- [SOURCE DATA]
────

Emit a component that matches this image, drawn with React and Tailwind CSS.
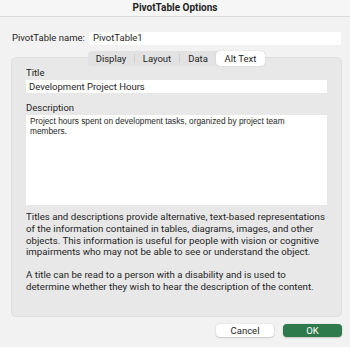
const App = () => {
    return (
        <div className="w-[350px] h-[347px] bg-[#f2f2f2] overflow-hidden text-[#1f1f1f] font-['Roboto',sans-serif]">
            {/* Title bar */}
            <div className="h-[17px] bg-[#f6f6f6] border-b border-[#dcdcdc] flex items-center justify-center">
                <span className="text-[10px] font-bold leading-none">PivotTable Options</span>
            </div>

            {/* Name row */}
            <div className="flex items-center mt-[14px] pl-[12px] pr-[9px]">
                <span className="text-[9.5px] w-[77px] whitespace-nowrap">PivotTable name:</span>
                <div className="flex-1 h-[13px] bg-white flex items-center px-[4px] text-[9.5px]">PivotTable1</div>
            </div>

            {/* Tabs */}
            <div className="relative z-10 flex ml-[88px] mt-[6px] w-[177px] h-[15px] bg-[#e2e2e2] rounded-[4px] text-[9.5px]">
                <div className="w-[47px] flex items-center justify-center border-r border-[#cfcfcf] my-[3px]">Display</div>
                <div className="w-[45px] flex items-center justify-center border-r border-[#cfcfcf] my-[3px]">Layout</div>
                <div className="w-[36px] flex items-center justify-center">Data</div>
                <div className="w-[49px] flex items-center justify-center bg-white rounded-[4px] shadow-[0_0_1px_rgba(0,0,0,0.3)]">Alt Text</div>
            </div>

            {/* Panel */}
            <div className="-mt-[9px] mx-[11px] w-[331px] h-[260px] bg-[#e8e8e8] rounded-[5px] border border-[#e0e0e0] px-[14px] pt-[8px]">
                <div className="text-[9.5px] leading-[13px]">Title</div>
                <div className="mt-[1px] h-[13px] bg-white flex items-center px-[3px] text-[9.5px]">Development Project Hours</div>
                <div className="mt-[8px] text-[9.5px] leading-[13px]">Description</div>
                <div className="mt-[1px] h-[90px] bg-white pl-[4px] pr-[10px] pt-[1px] text-[8.3px] leading-[10px] font-['Liberation_Sans',sans-serif]">
                    Project hours spent on development tasks, organized by project team members.
                </div>
                <div className="mt-[6px] text-[9.7px] leading-[11.7px]">
                    <p>Titles and descriptions provide alternative, text-based representations of the information contained in tables, diagrams, images, and other objects. This information is useful for people with vision or cognitive impairments who may not be able to see or understand the object.</p>
                    <p className="mt-[11px] w-[290px]">A title can be read to a person with a disability and is used to determine whether they wish to hear the description of the content.</p>
                </div>
            </div>

            {/* Buttons */}
            <div className="flex justify-end gap-[9px] mt-[7px] pr-[8px]">
                <button className="w-[58px] h-[13px] bg-white rounded-[4px] shadow-[0_0.5px_1.5px_rgba(0,0,0,0.3)] text-[9.5px] leading-none">Cancel</button>
                <button className="w-[59px] h-[13px] bg-[#2f7a4c] text-white rounded-[4px] shadow-[0_0.5px_1.5px_rgba(0,0,0,0.3)] text-[9.5px] leading-none">OK</button>
            </div>
        </div>
    );
};

export default App;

────

Transcribe the listing in full. Omit the pictures and keep every line exact.

Emit a component that matches this image, drawn with React and Tailwind CSS.
const App = () => {
    return (
        <div className="w-[350px] h-[347px] bg-[#f2f2f2] overflow-hidden text-[#1f1f1f] font-['Roboto',sans-serif]">
            {/* Title bar */}
            <div className="h-[17px] bg-[#f6f6f6] border-b border-[#dcdcdc] flex items-center justify-center">
                <span className="text-[10px] font-bold leading-none">PivotTable Options</span>
            </div>

            {/* Name row */}
            <div className="flex items-center mt-[14px] pl-[12px] pr-[9px]">
                <span className="text-[9.5px] w-[77px] whitespace-nowrap">PivotTable name:</span>
                <div className="flex-1 h-[13px] bg-white flex items-center px-[4px] text-[9.5px]">PivotTable1</div>
            </div>

            {/* Tabs */}
            <div className="relative z-10 flex ml-[88px] mt-[6px] w-[177px] h-[15px] bg-[#e2e2e2] rounded-[4px] text-[9.5px]">
                <div className="w-[47px] flex items-center justify-center border-r border-[#cfcfcf] my-[3px]">Display</div>
                <div className="w-[45px] flex items-center justify-center border-r border-[#cfcfcf] my-[3px]">Layout</div>
                <div className="w-[36px] flex items-center justify-center">Data</div>
                <div className="w-[49px] flex items-center justify-center bg-white rounded-[4px] shadow-[0_0_1px_rgba(0,0,0,0.3)]">Alt Text</div>
            </div>

            {/* Panel */}
            <div className="-mt-[9px] mx-[11px] w-[331px] h-[260px] bg-[#e8e8e8] rounded-[5px] border border-[#e0e0e0] px-[14px] pt-[8px]">
                <div className="text-[9.5px] leading-[13px]">Title</div>
                <div className="mt-[1px] h-[13px] bg-white flex items-center px-[3px] text-[9.5px]">Development Project Hours</div>
                <div className="mt-[8px] text-[9.5px] leading-[13px]">Description</div>
                <div className="mt-[1px] h-[90px] bg-white pl-[4px] pr-[10px] pt-[1px] text-[8.3px] leading-[10px] font-['Liberation_Sans',sans-serif]">
                    Project hours spent on development tasks, organized by project team members.
                </div>
                <div className="mt-[6px] text-[9.7px] leading-[11.7px]">
                    <p>Titles and descriptions provide alternative, text-based representations of the information contained in tables, diagrams, images, and other objects. This information is useful for people with vision or cognitive impairments who may not be able to see or understand the object.</p>
                    <p className="mt-[11px] w-[290px]">A title can be read to a person with a disability and is used to determine whether they wish to hear the description of the content.</p>
                </div>
            </div>

            {/* Buttons */}
            <div className="flex justify-end gap-[9px] mt-[7px] pr-[8px]">
                <button className="w-[58px] h-[13px] bg-white rounded-[4px] shadow-[0_0.5px_1.5px_rgba(0,0,0,0.3)] text-[9.5px] leading-none">Cancel</button>
                <button className="w-[59px] h-[13px] bg-[#2f7a4c] text-white rounded-[4px] shadow-[0_0.5px_1.5px_rgba(0,0,0,0.3)] text-[9.5px] leading-none">OK</button>
            </div>
        </div>
    );
};

export default App;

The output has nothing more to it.